** begin Given data **

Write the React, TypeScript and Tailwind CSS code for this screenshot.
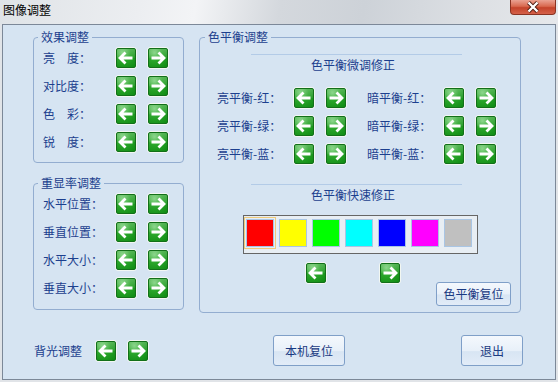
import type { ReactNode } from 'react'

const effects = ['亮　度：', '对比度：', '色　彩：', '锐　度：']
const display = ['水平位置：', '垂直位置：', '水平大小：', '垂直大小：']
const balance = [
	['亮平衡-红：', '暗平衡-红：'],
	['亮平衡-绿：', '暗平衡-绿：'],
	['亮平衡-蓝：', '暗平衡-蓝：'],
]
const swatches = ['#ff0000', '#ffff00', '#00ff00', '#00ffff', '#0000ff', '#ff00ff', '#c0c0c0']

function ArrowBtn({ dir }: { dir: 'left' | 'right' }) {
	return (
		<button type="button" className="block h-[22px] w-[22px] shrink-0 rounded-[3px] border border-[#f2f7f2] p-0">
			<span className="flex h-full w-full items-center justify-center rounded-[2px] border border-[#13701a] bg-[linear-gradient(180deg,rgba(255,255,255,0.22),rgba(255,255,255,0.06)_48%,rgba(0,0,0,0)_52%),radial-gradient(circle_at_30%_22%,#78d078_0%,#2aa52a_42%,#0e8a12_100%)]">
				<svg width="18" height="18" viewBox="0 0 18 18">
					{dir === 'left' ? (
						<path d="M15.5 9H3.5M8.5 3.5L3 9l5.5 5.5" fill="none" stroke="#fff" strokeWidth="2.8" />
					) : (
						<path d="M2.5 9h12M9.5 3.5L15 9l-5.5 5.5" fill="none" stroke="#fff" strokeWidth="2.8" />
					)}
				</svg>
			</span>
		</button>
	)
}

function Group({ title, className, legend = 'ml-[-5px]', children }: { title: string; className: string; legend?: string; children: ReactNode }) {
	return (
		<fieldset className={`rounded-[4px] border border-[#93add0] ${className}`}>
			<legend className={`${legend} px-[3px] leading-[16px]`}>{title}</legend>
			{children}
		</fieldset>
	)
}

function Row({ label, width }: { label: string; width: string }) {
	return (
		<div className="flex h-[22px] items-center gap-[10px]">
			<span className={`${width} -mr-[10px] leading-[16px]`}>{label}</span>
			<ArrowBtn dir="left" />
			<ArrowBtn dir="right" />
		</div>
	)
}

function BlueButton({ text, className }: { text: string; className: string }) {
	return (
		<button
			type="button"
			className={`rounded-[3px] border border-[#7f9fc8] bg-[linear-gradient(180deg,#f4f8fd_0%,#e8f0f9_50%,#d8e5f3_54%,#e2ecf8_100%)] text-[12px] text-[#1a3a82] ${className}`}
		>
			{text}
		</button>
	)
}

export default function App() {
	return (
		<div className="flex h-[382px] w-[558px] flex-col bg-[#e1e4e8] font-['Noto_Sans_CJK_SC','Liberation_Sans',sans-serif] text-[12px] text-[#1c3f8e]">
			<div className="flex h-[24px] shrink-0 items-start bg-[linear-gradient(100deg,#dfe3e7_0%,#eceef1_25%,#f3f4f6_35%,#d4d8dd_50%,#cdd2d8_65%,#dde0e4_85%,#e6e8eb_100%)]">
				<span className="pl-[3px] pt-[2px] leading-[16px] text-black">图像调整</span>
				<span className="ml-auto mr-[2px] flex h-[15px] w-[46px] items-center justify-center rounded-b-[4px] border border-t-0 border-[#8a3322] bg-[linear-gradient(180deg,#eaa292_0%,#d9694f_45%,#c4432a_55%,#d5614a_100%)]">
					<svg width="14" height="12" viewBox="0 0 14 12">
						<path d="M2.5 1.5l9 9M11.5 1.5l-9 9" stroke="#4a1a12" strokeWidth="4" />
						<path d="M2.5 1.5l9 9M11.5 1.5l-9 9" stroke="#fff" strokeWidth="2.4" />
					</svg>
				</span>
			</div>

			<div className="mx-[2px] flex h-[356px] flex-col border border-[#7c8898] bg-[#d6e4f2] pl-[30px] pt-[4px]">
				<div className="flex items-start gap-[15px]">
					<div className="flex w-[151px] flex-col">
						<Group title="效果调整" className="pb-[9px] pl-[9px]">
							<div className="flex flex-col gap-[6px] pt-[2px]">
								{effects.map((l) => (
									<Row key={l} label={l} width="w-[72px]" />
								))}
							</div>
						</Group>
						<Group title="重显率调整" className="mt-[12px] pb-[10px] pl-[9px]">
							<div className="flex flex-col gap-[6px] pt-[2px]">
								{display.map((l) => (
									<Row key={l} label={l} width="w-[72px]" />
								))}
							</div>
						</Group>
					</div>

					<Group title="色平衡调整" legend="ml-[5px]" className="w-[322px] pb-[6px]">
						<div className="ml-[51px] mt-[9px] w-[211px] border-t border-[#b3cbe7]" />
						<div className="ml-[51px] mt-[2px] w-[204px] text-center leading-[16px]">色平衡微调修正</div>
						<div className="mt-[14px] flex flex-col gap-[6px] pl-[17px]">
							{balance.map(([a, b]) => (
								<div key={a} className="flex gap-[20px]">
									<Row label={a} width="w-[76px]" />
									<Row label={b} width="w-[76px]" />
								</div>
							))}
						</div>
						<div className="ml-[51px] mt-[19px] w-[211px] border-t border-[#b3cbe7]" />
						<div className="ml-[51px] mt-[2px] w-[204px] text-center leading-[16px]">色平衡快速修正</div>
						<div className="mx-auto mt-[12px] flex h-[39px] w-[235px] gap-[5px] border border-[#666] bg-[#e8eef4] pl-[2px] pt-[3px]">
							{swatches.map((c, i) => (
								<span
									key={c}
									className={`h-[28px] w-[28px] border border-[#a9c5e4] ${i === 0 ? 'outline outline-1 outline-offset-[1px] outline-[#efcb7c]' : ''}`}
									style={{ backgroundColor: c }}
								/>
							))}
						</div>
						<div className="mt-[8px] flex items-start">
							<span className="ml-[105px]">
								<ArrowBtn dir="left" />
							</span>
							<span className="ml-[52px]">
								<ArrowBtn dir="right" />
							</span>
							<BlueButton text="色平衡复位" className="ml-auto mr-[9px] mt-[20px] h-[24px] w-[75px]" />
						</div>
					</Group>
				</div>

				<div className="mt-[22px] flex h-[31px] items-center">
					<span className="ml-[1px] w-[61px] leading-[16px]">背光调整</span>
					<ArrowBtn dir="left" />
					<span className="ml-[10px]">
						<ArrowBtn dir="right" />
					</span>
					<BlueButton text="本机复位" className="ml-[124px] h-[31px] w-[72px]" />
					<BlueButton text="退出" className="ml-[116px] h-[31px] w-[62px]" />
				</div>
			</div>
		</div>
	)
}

** end Given data **

--- Task description ---
Write out the material above once more, exactly as it reads, with no pictures.

--- Solution ---
Write the React, TypeScript and Tailwind CSS code for this screenshot.
import type { ReactNode } from 'react'

const effects = ['亮　度：', '对比度：', '色　彩：', '锐　度：']
const display = ['水平位置：', '垂直位置：', '水平大小：', '垂直大小：']
const balance = [
	['亮平衡-红：', '暗平衡-红：'],
	['亮平衡-绿：', '暗平衡-绿：'],
	['亮平衡-蓝：', '暗平衡-蓝：'],
]
const swatches = ['#ff0000', '#ffff00', '#00ff00', '#00ffff', '#0000ff', '#ff00ff', '#c0c0c0']

function ArrowBtn({ dir }: { dir: 'left' | 'right' }) {
	return (
		<button type="button" className="block h-[22px] w-[22px] shrink-0 rounded-[3px] border border-[#f2f7f2] p-0">
			<span className="flex h-full w-full items-center justify-center rounded-[2px] border border-[#13701a] bg-[linear-gradient(180deg,rgba(255,255,255,0.22),rgba(255,255,255,0.06)_48%,rgba(0,0,0,0)_52%),radial-gradient(circle_at_30%_22%,#78d078_0%,#2aa52a_42%,#0e8a12_100%)]">
				<svg width="18" height="18" viewBox="0 0 18 18">
					{dir === 'left' ? (
						<path d="M15.5 9H3.5M8.5 3.5L3 9l5.5 5.5" fill="none" stroke="#fff" strokeWidth="2.8" />
					) : (
						<path d="M2.5 9h12M9.5 3.5L15 9l-5.5 5.5" fill="none" stroke="#fff" strokeWidth="2.8" />
					)}
				</svg>
			</span>
		</button>
	)
}

function Group({ title, className, legend = 'ml-[-5px]', children }: { title: string; className: string; legend?: string; children: ReactNode }) {
	return (
		<fieldset className={`rounded-[4px] border border-[#93add0] ${className}`}>
			<legend className={`${legend} px-[3px] leading-[16px]`}>{title}</legend>
			{children}
		</fieldset>
	)
}

function Row({ label, width }: { label: string; width: string }) {
	return (
		<div className="flex h-[22px] items-center gap-[10px]">
			<span className={`${width} -mr-[10px] leading-[16px]`}>{label}</span>
			<ArrowBtn dir="left" />
			<ArrowBtn dir="right" />
		</div>
	)
}

function BlueButton({ text, className }: { text: string; className: string }) {
	return (
		<button
			type="button"
			className={`rounded-[3px] border border-[#7f9fc8] bg-[linear-gradient(180deg,#f4f8fd_0%,#e8f0f9_50%,#d8e5f3_54%,#e2ecf8_100%)] text-[12px] text-[#1a3a82] ${className}`}
		>
			{text}
		</button>
	)
}

export default function App() {
	return (
		<div className="flex h-[382px] w-[558px] flex-col bg-[#e1e4e8] font-['Noto_Sans_CJK_SC','Liberation_Sans',sans-serif] text-[12px] text-[#1c3f8e]">
			<div className="flex h-[24px] shrink-0 items-start bg-[linear-gradient(100deg,#dfe3e7_0%,#eceef1_25%,#f3f4f6_35%,#d4d8dd_50%,#cdd2d8_65%,#dde0e4_85%,#e6e8eb_100%)]">
				<span className="pl-[3px] pt-[2px] leading-[16px] text-black">图像调整</span>
				<span className="ml-auto mr-[2px] flex h-[15px] w-[46px] items-center justify-center rounded-b-[4px] border border-t-0 border-[#8a3322] bg-[linear-gradient(180deg,#eaa292_0%,#d9694f_45%,#c4432a_55%,#d5614a_100%)]">
					<svg width="14" height="12" viewBox="0 0 14 12">
						<path d="M2.5 1.5l9 9M11.5 1.5l-9 9" stroke="#4a1a12" strokeWidth="4" />
						<path d="M2.5 1.5l9 9M11.5 1.5l-9 9" stroke="#fff" strokeWidth="2.4" />
					</svg>
				</span>
			</div>

			<div className="mx-[2px] flex h-[356px] flex-col border border-[#7c8898] bg-[#d6e4f2] pl-[30px] pt-[4px]">
				<div className="flex items-start gap-[15px]">
					<div className="flex w-[151px] flex-col">
						<Group title="效果调整" className="pb-[9px] pl-[9px]">
							<div className="flex flex-col gap-[6px] pt-[2px]">
								{effects.map((l) => (
									<Row key={l} label={l} width="w-[72px]" />
								))}
							</div>
						</Group>
						<Group title="重显率调整" className="mt-[12px] pb-[10px] pl-[9px]">
							<div className="flex flex-col gap-[6px] pt-[2px]">
								{display.map((l) => (
									<Row key={l} label={l} width="w-[72px]" />
								))}
							</div>
						</Group>
					</div>

					<Group title="色平衡调整" legend="ml-[5px]" className="w-[322px] pb-[6px]">
						<div className="ml-[51px] mt-[9px] w-[211px] border-t border-[#b3cbe7]" />
						<div className="ml-[51px] mt-[2px] w-[204px] text-center leading-[16px]">色平衡微调修正</div>
						<div className="mt-[14px] flex flex-col gap-[6px] pl-[17px]">
							{balance.map(([a, b]) => (
								<div key={a} className="flex gap-[20px]">
									<Row label={a} width="w-[76px]" />
									<Row label={b} width="w-[76px]" />
								</div>
							))}
						</div>
						<div className="ml-[51px] mt-[19px] w-[211px] border-t border-[#b3cbe7]" />
						<div className="ml-[51px] mt-[2px] w-[204px] text-center leading-[16px]">色平衡快速修正</div>
						<div className="mx-auto mt-[12px] flex h-[39px] w-[235px] gap-[5px] border border-[#666] bg-[#e8eef4] pl-[2px] pt-[3px]">
							{swatches.map((c, i) => (
								<span
									key={c}
									className={`h-[28px] w-[28px] border border-[#a9c5e4] ${i === 0 ? 'outline outline-1 outline-offset-[1px] outline-[#efcb7c]' : ''}`}
									style={{ backgroundColor: c }}
								/>
							))}
						</div>
						<div className="mt-[8px] flex items-start">
							<span className="ml-[105px]">
								<ArrowBtn dir="left" />
							</span>
							<span className="ml-[52px]">
								<ArrowBtn dir="right" />
							</span>
							<BlueButton text="色平衡复位" className="ml-auto mr-[9px] mt-[20px] h-[24px] w-[75px]" />
						</div>
					</Group>
				</div>

				<div className="mt-[22px] flex h-[31px] items-center">
					<span className="ml-[1px] w-[61px] leading-[16px]">背光调整</span>
					<ArrowBtn dir="left" />
					<span className="ml-[10px]">
						<ArrowBtn dir="right" />
					</span>
					<BlueButton text="本机复位" className="ml-[124px] h-[31px] w-[72px]" />
					<BlueButton text="退出" className="ml-[116px] h-[31px] w-[62px]" />
				</div>
			</div>
		</div>
	)
}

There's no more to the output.